Results and discussion

Synthesis of carbonized silks

Nitrogen-doped graphitic carbon-based electrode materials were prepared with ZnCl₂ as the activator, FeCl₃ as the graphitizer and silk as the carbon source via co-heat treatment. The experimental process is as follows: 3 g of Bombyx mori silk coccoon shells (Guangxi Sericulture Technology Co., Ltd.) was mixed with 2.5 M ferric trichloride (FeCl₃) solution containing ZnCl₂ (30 g). The carbon precursor was obtained by drying at 150 °C in an oven before stirring at 80 °C for 4 h. Then, the carbon precursors were put in a tubular furnace under a N₂ atmosphere at a rate of 2 °C min⁻¹ up to 700 °C, 750 °C, 850 °C, 900 °C for 1 h. Finally, acid treatment was applied to get rid of the iron species. The carbonized silks (SCs) were denoted as SC-700, SC-750, SC-850, SC-900. The preparation process is illustrated in Fig. 1.

Fig. 1 Schematic illustration for the synthesis of SCs.

Morphology and structure of SCs

The pyrolysis temperature is one of the key effects on the porous structure, specific surface area and nitrogen content. SEM images of SC-700, SC-750, SC-850, SC-900 present a 2D porous nanosheet structure (Fig. 2), which is consistent with the atomic force microscopy (AFM) analysis (Fig. S1†). A porous nanosheet structure offers minimum diffusive resistance and shortens the diffusion pathways.⁴⁵ To better observe the structure of the carbon materials, the SCs can be further viewed by high-resolution transmission electron microscopy (HR-TEM) (Fig. S2†). As shown in Fig. S2,† SC-850 and SC-900 present carbon microstructures. Nanopores can serve as active sites for ions, which contribute to the excellent capacitance and high rate performance of the electrodes.^48–53 From HR-TEM, SC-850 has worm-like stripes, indicating the presence of partial graphitization, and SC-900 exhibits many crystal stripes, hinting at high graphitization during the carbonization process. It also shows that increasing the pyrolysis temperature favours graphitization. The conductive graphene layers can contribute fast electron transfer to the ions. With an increase in the carbonization temperature, the surfaces of the nanosheets become rougher, smaller and more fragmented. All of these factors are important in delivering excellent capacitance and high rate performance for the electrodes.

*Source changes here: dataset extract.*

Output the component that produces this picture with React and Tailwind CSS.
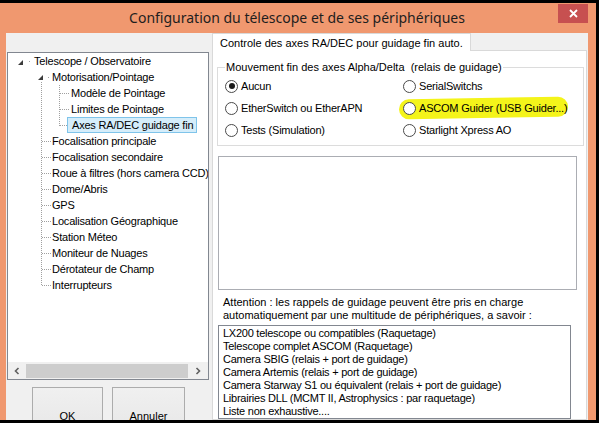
import React from "react";

const treeRows = [
  { label: "Telescope / Observatoire", level: 0 },
  { label: "Motorisation/Pointage", level: 1 },
  { label: "Modèle de Pointage", level: 2 },
  { label: "Limites de Pointage", level: 2 },
  { label: "Axes RA/DEC guidage fin", level: 2, selected: true },
  { label: "Focalisation principale", level: 1 },
  { label: "Focalisation secondaire", level: 1 },
  { label: "Roue à filtres (hors camera CCD)", level: 1 },
  { label: "Dome/Abris", level: 1 },
  { label: "GPS", level: 1 },
  { label: "Localisation Géographique", level: 1 },
  { label: "Station Méteo", level: 1 },
  { label: "Moniteur de Nuages", level: 1 },
  { label: "Dérotateur de Champ", level: 1 },
  { label: "Interrupteurs", level: 1 },
];

const indent = { 0: "pl-[26px]", 1: "pl-[44px]", 2: "pl-[63px]" };

const radios = [
  { label: "Aucun", checked: true },
  { label: "SerialSwitchs" },
  { label: "EtherSwitch ou EtherAPN" },
  { label: "ASCOM Guider (USB Guider...)", marked: true },
  { label: "Tests (Simulation)" },
  { label: "Starlight Xpress AO" },
];

const supported = [
  "LX200 telescope ou compatibles (Raquetage)",
  "Telescope complet ASCOM (Raquetage)",
  "Camera SBIG (relais + port de guidage)",
  "Camera Artemis (relais + port de guidage)",
  "Camera Starway S1 ou équivalent (relais + port de guidage)",
  "Librairies DLL (MCMT II, Astrophysics : par raquetage)",
  "Liste non exhaustive....",
];

// dotted connector lines + expand glyphs of the tree
function TreeLines() {
  const level1 = [88, 104, 120, 136, 152, 168, 184, 200, 216, 232];
  const level2 = [40, 56, 72];
  return (
    <svg className="absolute left-0 top-0 pointer-events-none" width="200" height="300">
      <g stroke="#a0a0a0" strokeWidth="1" strokeDasharray="1 1" shapeRendering="crispEdges">
        <line x1="33.5" y1="29" x2="33.5" y2="233" />
        {level1.map((y) => (
          <line key={y} x1="34" y1={y + 0.5} x2="43" y2={y + 0.5} />
        ))}
        <line x1="51.5" y1="32" x2="51.5" y2="73" />
        {level2.map((y) => (
          <line key={y} x1="52" y1={y + 0.5} x2="61" y2={y + 0.5} />
        ))}
      </g>
      <rect x="21" y="8" width="1" height="1" fill="#a0a0a0" />
      <rect x="40" y="24" width="1" height="1" fill="#a0a0a0" />
      <polygon points="15,7 15,12 10,12" fill="#3c3c3c" />
      <polygon points="35,22 35,27 30,27" fill="#3c3c3c" />
    </svg>
  );
}

function Chevron({ dir }) {
  return (
    <svg width="6" height="8" viewBox="0 0 6 8">
      <path
        d={dir === "left" ? "M4.5 1 L1.5 4 L4.5 7" : "M1.5 1 L4.5 4 L1.5 7"}
        fill="none"
        stroke="#606060"
        strokeWidth="1.6"
      />
    </svg>
  );
}

function Radio({ label, checked, marked }) {
  return (
    <div className="relative flex items-center h-[22px]">
      {marked && (
        <span className="absolute left-[-4px] top-[1px] h-[20px] w-[169px] rounded-[10px] bg-[#f4f41a] -rotate-[1deg]" />
      )}
      <span className="relative flex items-center justify-center w-[13px] h-[13px] rounded-full border border-[#4a4a4a] bg-white">
        {checked && <span className="w-[6px] h-[6px] rounded-full bg-[#1a1a1a]" />}
      </span>
      <span className="relative ml-[3px] tracking-[-0.2px]">{label}</span>
    </div>
  );
}

export default function App() {
  return (
    <div className="w-[599px] h-[423px] bg-black overflow-hidden pt-[3px] font-['Liberation_Sans',Arial,sans-serif] text-[11px] leading-[13px] text-black">
      <div className="w-[596px] h-[417px] bg-[#f0986f] flex flex-col">
        {/* title bar */}
        <div className="h-[30px] shrink-0 grid grid-cols-[1fr_auto_1fr] pl-[6px] pr-[8px]">
          <div />
          <div className="pt-[5px] font-['Noto_Sans',sans-serif] text-[14px] leading-[20px] text-[#1e1e1e]">
            Configuration du télescope et de ses périphériques
          </div>
          <div className="flex justify-end items-start pt-[1px]">
            <div className="w-[30px] h-[19px] bg-[#c75050] flex items-center justify-center">
              <svg width="9" height="9" viewBox="0 0 9 9">
                <path d="M1 1 L8 8 M8 1 L1 8" stroke="white" strokeWidth="1.8" />
              </svg>
            </div>
          </div>
        </div>

        {/* client area */}
        <div className="flex-1 flex pl-[6px] pr-[8px] overflow-hidden">
          <div className="flex-1 flex bg-[#f0f0f0] overflow-hidden">
            {/* left: tree + buttons */}
            <div className="w-[206px] shrink-0 flex flex-col">
              <div className="ml-[1px] mt-[19px] w-[202px] h-[328px] shrink-0 border border-[#828790] bg-white flex flex-col">
                <div className="relative flex-1 tracking-[-0.2px] overflow-hidden">
                  <TreeLines />
                  {treeRows.map((row) => (
                    <div key={row.label} className={`relative h-[16px] flex items-center whitespace-nowrap ${row.selected ? "pl-[59px]" : indent[row.level]}`}>
                      {row.selected ? (
                        <span className="h-[16px] flex items-center border border-[#7fc4ea] bg-[#d5edfa] pl-[4px] pr-[3px]">
                          {row.label}
                        </span>
                      ) : (
                        row.label
                      )}
                    </div>
                  ))}
                </div>
                <div className="h-[17px] shrink-0 bg-[#f0f0f0] flex items-center">
                  <div className="w-[17px] flex justify-center">
                    <Chevron dir="left" />
                  </div>
                  <div className="ml-[1px] w-[162px] h-[14px] bg-[#cdcdcd]" />
                  <div className="flex-1 flex justify-center">
                    <Chevron dir="right" />
                  </div>
                </div>
              </div>
              <div className="flex shrink-0 mt-[7px] pl-[26px] gap-[9px]">
                <button className="w-[71px] h-[58px] border border-[#acacac] bg-gradient-to-b from-[#f0f0f0] to-[#e5e5e5]">
                  OK
                </button>
                <button className="w-[73px] h-[58px] border border-[#acacac] bg-gradient-to-b from-[#f0f0f0] to-[#e5e5e5]">
                  Annuler
                </button>
              </div>
            </div>

            {/* right: tab control */}
            <div className="w-[375px] shrink-0 flex flex-col">
              <div className="flex">
                <div className="relative z-10 -mb-[1px] h-[18px] border border-b-0 border-[#d9d9d9] bg-white px-[7px] pt-[3px] whitespace-nowrap">
                  Controle des axes RA/DEC pour guidage fin auto.
                </div>
              </div>
              <div className="flex-1 border border-[#d9d9d9] bg-white flex flex-col">
                <fieldset className="mt-[9px] ml-[4px] mr-[2px] border border-[#dcdcdc] pl-[7px] pt-[1px] pb-[4px]">
                  <legend className="leading-[14px] px-[1px]">
                    Mouvement fin des axes Alpha/Delta&nbsp; (relais de guidage)
                  </legend>
                  <div className="grid grid-cols-[178px_1fr]">
                    {radios.map((r) => (
                      <Radio key={r.label} {...r} />
                    ))}
                  </div>
                </fieldset>
                <div className="mt-[10px] ml-[5px] w-[359px] h-[134px] shrink-0 border border-[#abadb3] bg-white" />
                <p className="mt-[6px] ml-[10px]">
                  Attention : les rappels de guidage peuvent être pris en charge
                  <br />
                  automatiquement par une multitude de périphériques, a savoir :
                </p>
                <div className="mt-[3px] ml-[5px] w-[353px] h-[94px] shrink-0 border border-[#828790] bg-white pl-[4px] pt-[1px] tracking-[-0.25px]">
                  {supported.map((s) => (
                    <div key={s} className="whitespace-nowrap">{s}</div>
                  ))}
                </div>
              </div>
            </div>
          </div>
        </div>
      </div>
    </div>
  );
}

Fig. 2 SEM images of (a) SC-700, (b) SC-750, (c) SC-850, (d) SC-900.

The porous structure characteristics of the SCs were further characterized by nitrogen adsorption/desorption isotherm measurements. Detailed Brunauer–Emmett–Teller (BET) specific surface areas and pore size distributions are listed in Table 1. Fig. S3† shows the pore size distribution (PSD) for SCs at different activation temperatures. SC-700, SC-750, SC-850, SC-900 exhibit a hierarchical porous structure. The micropores are mainly concentrated at about 1.2 nm; the mesopores are mainly distributed at about 3 nm. The distribution of micropores and mesopores is relatively narrow. SCs have a well-developed pore structure and a hierarchical network pore structure. This result is consistent with the pore structure information obtained by SEM and TEM. A hierarchical porous structure can provide successive channels for the transportation of ions and lessen diffusion pathways to reduce ion transport resistance.^48,52 Abundant micro-and meso-pores provide a high surface area for ions, leading to large specific capacitance.^52,53 Moreover, larger mesopores and nanometer-sized diffusion distances can fulfil high rate capability by rapid mass transport.⁴⁸ The specific surface area increases with an increase in carbonization temperature. The surface area of SC-850 increases up to 1285.31 m² g⁻¹, probably due to the evaporation of ZnCl₂ (boiling point = 732 °C) to create more micropores during the carbonization process. When the temperature is greater than 850 °C, the specific surface area does not change much.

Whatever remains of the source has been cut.